Have you ever been the beneficiary of a nice little sum of money or some other inheritance? If so, you know deciding what to do with inherited money can be tricky, but it doesn’t have to be. Here are a few ideas on what to do with the unexpected cash — HINT: these tips can also be a good way to make use of your tax return if you get one!
Recently I had someone call me and say, “Hey Justin! My grandma just gave us $20,000!” I’m like, “Holy cow! That’s amazing!” So after we go through all of the detail and memories, he wants to know what to do with the new money.
This is the process I go through with someone that is lucky enough to receive a windfall:
First, I asked him if he had cash reserves? Some people call it an emergency fund while others call it the cookie jar fund. The goal is to have three months of expenses saved if you have a two-income home and six-months of expenses if you are relying on one income. In this particular case, this individual had enough cash saved to fully fund his emergency fund.
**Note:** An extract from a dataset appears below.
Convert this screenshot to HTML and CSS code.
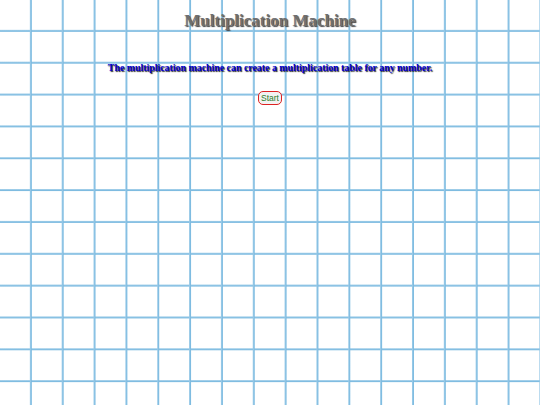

Next, I wanted to know if he had any debt. He said, “Yeah, I got a little bit.” I then inquired what exactly he owed money on. He told me his house, a car, and a credit card. Aha! Credit card! This is where we start. He tells me it just has a 3% interest. I said, “Are you sure about that?” I encouraged him to check it and let me know. When he did, he told me it was 8%—those cards will get you every time! He tells me he really wants to invest the inheritance because he heard the stock market was booming and he didn’t want to miss out on the ride. However, when you are in debt, you’re losing money. I told him we might make money in the stock market or we might lose money in the stock market in the next few months or years. However, we can definitely make an 8% ROI if we pay the credit card off. He understood the message and elected to pay off the credit card.
Luckily for him, it didn’t take up the full amount of the inheritance. So we looked at the car loan and it was 0% interest. We decided we can deal with that and moved on to the next piece of advice.
In his particular case, I suggested we split half of the remaining balance after paying off the credit card between his Roth IRA and paying down the car significantly. So we contributed the maximum allowed in a given year into his ROTH IRA and we applied the remaining balance to his car loan. This means he will have more money to invest later on because we eliminated some of the car debt, but we didn’t forgo plumping up his retirement either.
Now, one little thing I suggested to him, that most planners might not, was to take his wife out on a nice date. I’m talking to a nice restaurant like a Ruth’s Chris or a Flemings. Go all out! Grandma didn’t give it to you to not enjoy it! Take a little bit of it and go treat yourself nice. And that’s what they did! Enjoyed a Ruth’s Chris steak dinner and went on a little shopping spree.
Many times, people are so worried about the future, we forget to live. So play a little bit once you’ve checked off the other major boxes!
There you have it… my suggestions for using that “mad money”. Make sure the emergency fund is in place, Pay down some debt. Invest a little in retirement and go out to a very, very nice restaurant! Have you ever had a steak from Ruth’s Chris? Oh man, that thing comes out sizzling with butter! It’s so good it makes your tongue want to slap your brains out! Seriously, if you get a big windfall, figure out what makes the most sense! And don’t forget Ruth’s Chris. The only thing better than Ruth Chris is a good pizza—just saying! Make it a great Financially Simple day!